CPUs affected include Via C3, Via Eden, AMD Geode LX (as used in OLPC), Transmeta Crusoe and Virtual PC.
Affected package: binutils
Related Bugreports:
http://www.sourceware.org/bugzilla/show_bug.cgi?id=6957
https://bugzilla.redhat.com/show_bug.cgi?id=579838
The binutils beta contains a fix for this
http://gcc.gnu.org/ml/gcc/2010-08/msg00194.html
My CPU is AMD Phenom X4 9850 and running archlinux x86_64.
Your issue with glibc etc. has another reason not belonging to this thread!
By the way and as Allan wrote above, i always build my kernel for Via Nehemiah with NOPL emulation and everything works fine.
There is no solution at all. There must be a better solution than no solution
The "right" solution:
- update to binutils >= 2.20.51.0.11
- rebuild glibc and other affected packages.

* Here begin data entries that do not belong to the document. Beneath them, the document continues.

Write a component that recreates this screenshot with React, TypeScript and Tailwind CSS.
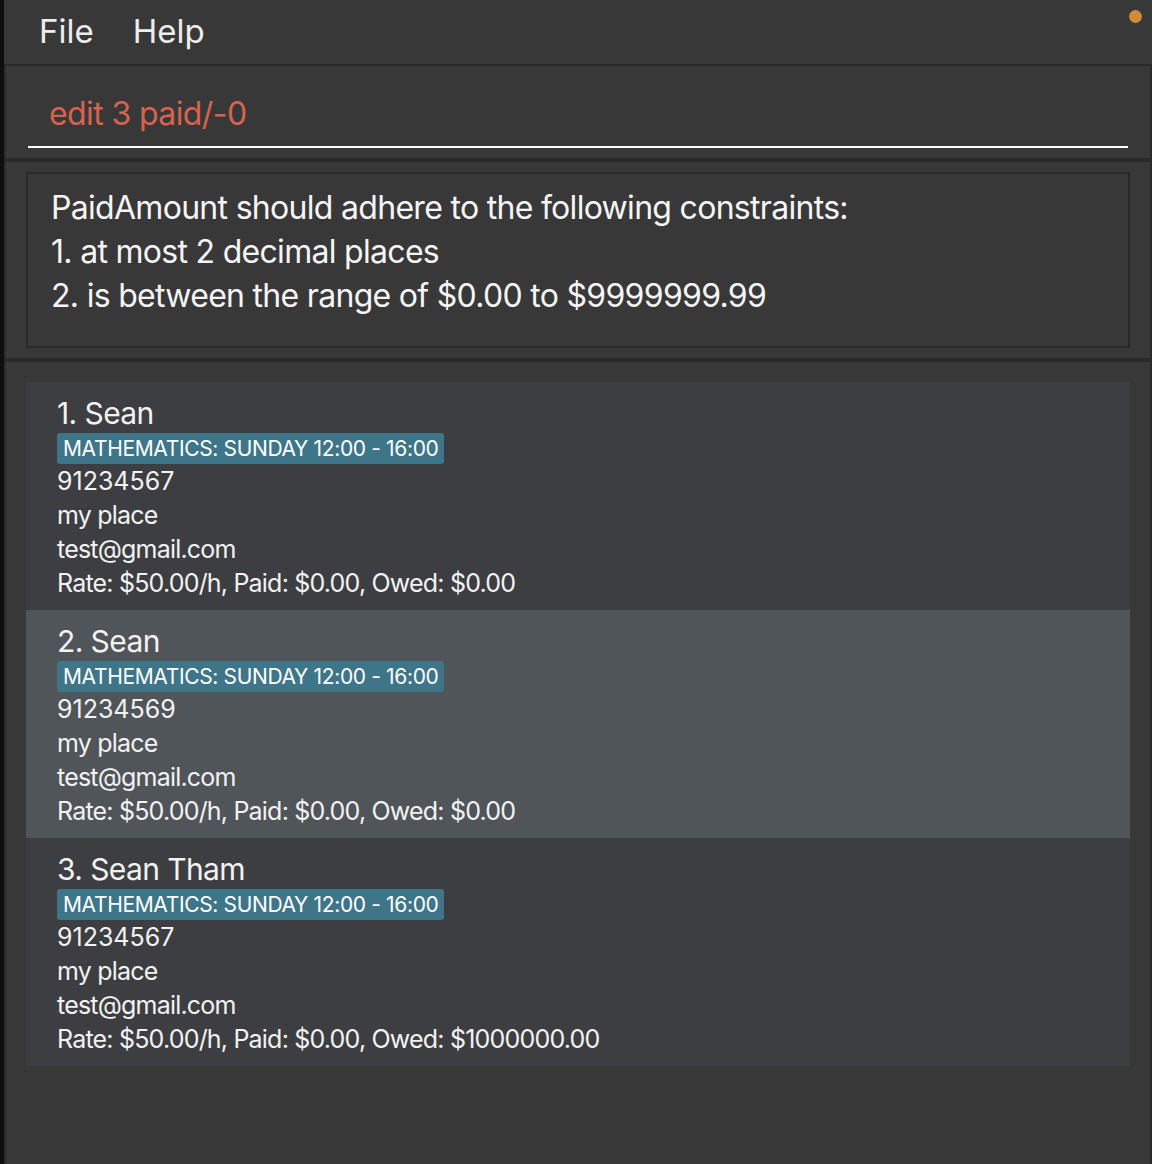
const font = { fontFamily: 'Inter, "Open Sans", sans-serif' }

type Person = {
  name: string
  tag: string
  phone: string
  address: string
  email: string
  owed: string
}

const people: Person[] = [
  { name: '1. Sean', tag: 'MATHEMATICS: SUNDAY 12:00 - 16:00', phone: '91234567', address: 'my place', email: 'test@gmail.com', owed: '$0.00' },
  { name: '2. Sean', tag: 'MATHEMATICS: SUNDAY 12:00 - 16:00', phone: '91234569', address: 'my place', email: 'test@gmail.com', owed: '$0.00' },
  { name: '3. Sean Tham', tag: 'MATHEMATICS: SUNDAY 12:00 - 16:00', phone: '91234567', address: 'my place', email: 'test@gmail.com', owed: '$1000000.00' },
]

function PersonCard({ p, selected }: { p: Person; selected: boolean }) {
  return (
    <div className={`h-[228px] pl-[31px] pt-[12px] text-[#f2f2f2] ${selected ? 'bg-[#4f5558]' : 'bg-[#3c3e41]'}`}>
      <div className="text-[30px] leading-[38px] tracking-[-0.6px]">{p.name}</div>
      <div className="mt-[1px] inline-block rounded-[3px] bg-[#3e7589] px-[6px] text-[21px] leading-[31px] tracking-[-0.35px] text-white">
        {p.tag}
      </div>
      <div className="text-[25px] leading-[34px] tracking-[-0.8px]">
        <div className="tracking-normal">{p.phone}</div>
        <div>{p.address}</div>
        <div>{p.email}</div>
        <div>Rate: $50.00/h, Paid: $0.00, Owed: {p.owed}</div>
      </div>
    </div>
  )
}

export default function App() {
  return (
    <div className="flex h-[1164px] w-[1152px] overflow-hidden bg-[#0e0e0e]" style={font}>
      <div className="ml-[4px] flex flex-1 flex-col bg-[#2a2a2a]">
        {/* menu bar */}
        <div className="relative flex h-[64px] items-center gap-[39px] bg-[#383838] pl-[35px] text-[33px] text-[#ededed]">
          <span>File</span>
          <span>Help</span>
          <span className="absolute right-[10px] top-[10px] h-[13px] w-[13px] rounded-full bg-[#d08a38]" />
        </div>

        {/* command box */}
        <div className="mt-[2px] ml-[2px] mr-[2px] h-[92px] bg-[#383838] px-[22px] pt-[27px]">
          <div className="border-b-[2px] border-white pb-[11px] pl-[21px] text-[32px] leading-[42px] tracking-[-0.6px] text-[#d9624d]">
            edit 3 paid/-0
          </div>
        </div>

        {/* result display */}
        <div className="mt-[4px] ml-[2px] mr-[2px] h-[196px] bg-[#383838] px-[20px] pt-[10px]">
          <div className="h-[176px] border-[2px] border-[#2a2a2a] pl-[23px] pt-[12px] text-[32px] leading-[44px] tracking-[-0.7px] text-[#f5f5f5]">
            <div>PaidAmount should adhere to the following constraints:</div>
            <div>1. at most 2 decimal places</div>
            <div>2. is between the range of $0.00 to $9999999.99</div>
          </div>
        </div>

        {/* list */}
        <div className="mt-[4px] ml-[2px] mr-[2px] flex-1 bg-[#383838] px-[20px] pt-[20px]">
          {people.map((p, i) => (
            <PersonCard key={i} p={p} selected={i === 1} />
          ))}
        </div>
      </div>
    </div>
  )
}
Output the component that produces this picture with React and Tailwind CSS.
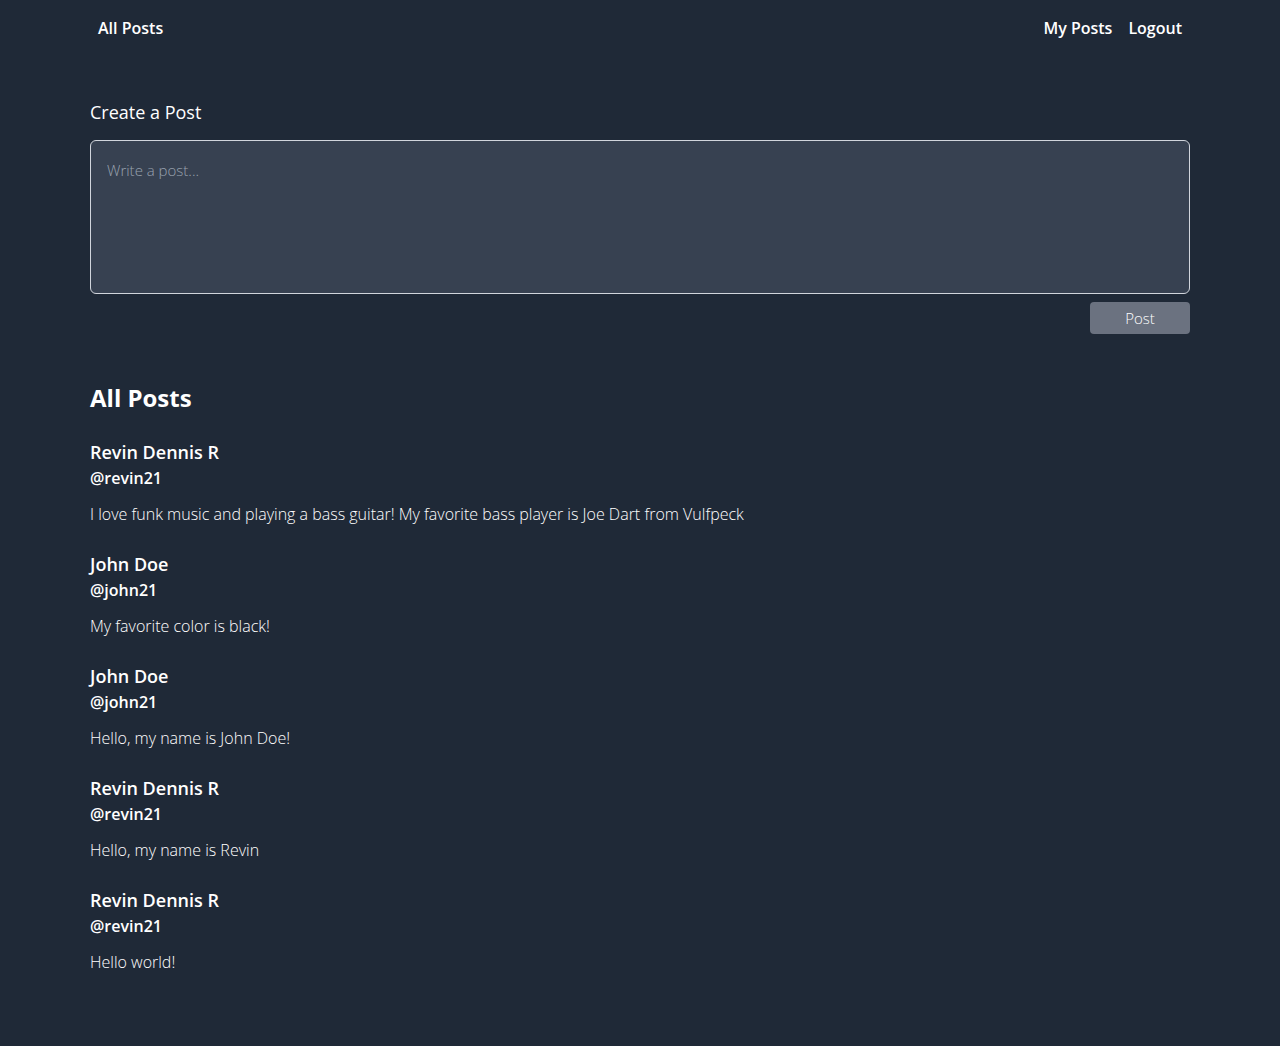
const POSTS = [
  { name: "Revin Dennis R", handle: "@revin21", body: "I love funk music and playing a bass guitar! My favorite bass player is Joe Dart from Vulfpeck" },
  { name: "John Doe", handle: "@john21", body: "My favorite color is black!" },
  { name: "John Doe", handle: "@john21", body: "Hello, my name is John Doe!" },
  { name: "Revin Dennis R", handle: "@revin21", body: "Hello, my name is Revin" },
  { name: "Revin Dennis R", handle: "@revin21", body: "Hello world!" },
];

export default function App() {
  return (
    <div className="min-h-screen bg-[#1f2937] text-white" style={{ fontFamily: '"Open Sans", "Noto Sans", sans-serif' }}>
      <nav className="mx-auto flex h-14 max-w-[1100px] items-center justify-between">
        <a className="px-2 text-base font-semibold">All Posts</a>
        <div className="flex">
          <a className="px-2 text-base font-semibold">My Posts</a>
          <a className="px-2 text-base font-semibold">Logout</a>
        </div>
      </nav>

      <main className="mx-auto max-w-[1100px] pt-[40px]">
        <h2 className="text-lg font-normal leading-8">Create a Post</h2>
        <div className="mt-3">
          <textarea
            className="block h-[154px] w-full resize-none rounded-md border border-gray-300 bg-[#374151] px-4 pt-[18px] pb-4 text-[15px] font-light text-white placeholder:text-gray-400 focus:outline-none"
            placeholder="Write a post..."
          />
          <div className="mt-2 flex justify-end">
            <button className="h-8 w-[100px] rounded bg-[#6b7280] text-[15px] font-light">Post</button>
          </div>
        </div>

        <h1 className="mt-[48px] text-2xl font-bold leading-8">All Posts</h1>
        <div className="mt-[24px] pb-16">
          {POSTS.map((p, i) => (
            <div key={i} className="mb-[24px]">
              <div className="text-lg font-semibold leading-7">{p.name}</div>
              <div className="text-base font-semibold leading-6">{p.handle}</div>
              <p className="mt-3 text-base font-light leading-6">{p.body}</p>
            </div>
          ))}
        </div>
      </main>
    </div>
  );
}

but then the system boots as i586 and you can't install/update packages from repo anymore.
cat /proc/cpuinfo
processor : 0
vendor_id : CentaurHauls
cpu family : 6
model : 9
model name : VIA Nehemiah
stepping : 8
cpu MHz : 666.549
cache size : 64 KB
fdiv_bug : no
hlt_bug : no
f00f_bug : no
coma_bug : no
fpu : yes
fpu_exception : yes
cpuid level : 1
wp : yes
flags : fpu vme de pse tsc msr cx8 sep mtrr pge cmov pat mmx fxsr sse up rng rng_en ace ace_en
bogomips : 1333.64
clflush size : 32
cache_alignment : 32
address sizes : 32 bits physical, 32 bits virtual
power management:
here are some outputs from core kernel and my own nopl emu kernel.
http://files.osuv.de/geode/outputs/
As far as I can tell, this is due to the kernel not believing your system is i686. Not much that can be done about that from a toolchain perspective... maybe a kernel update will change that or when the proper fix gets released in binutils (late November). I suggest you keep using a custom kernel until that point.
because it was just opened for the via nehemia.
geode users have to use nopl patch and wait for binutils major update or as you said, ignore system architecture.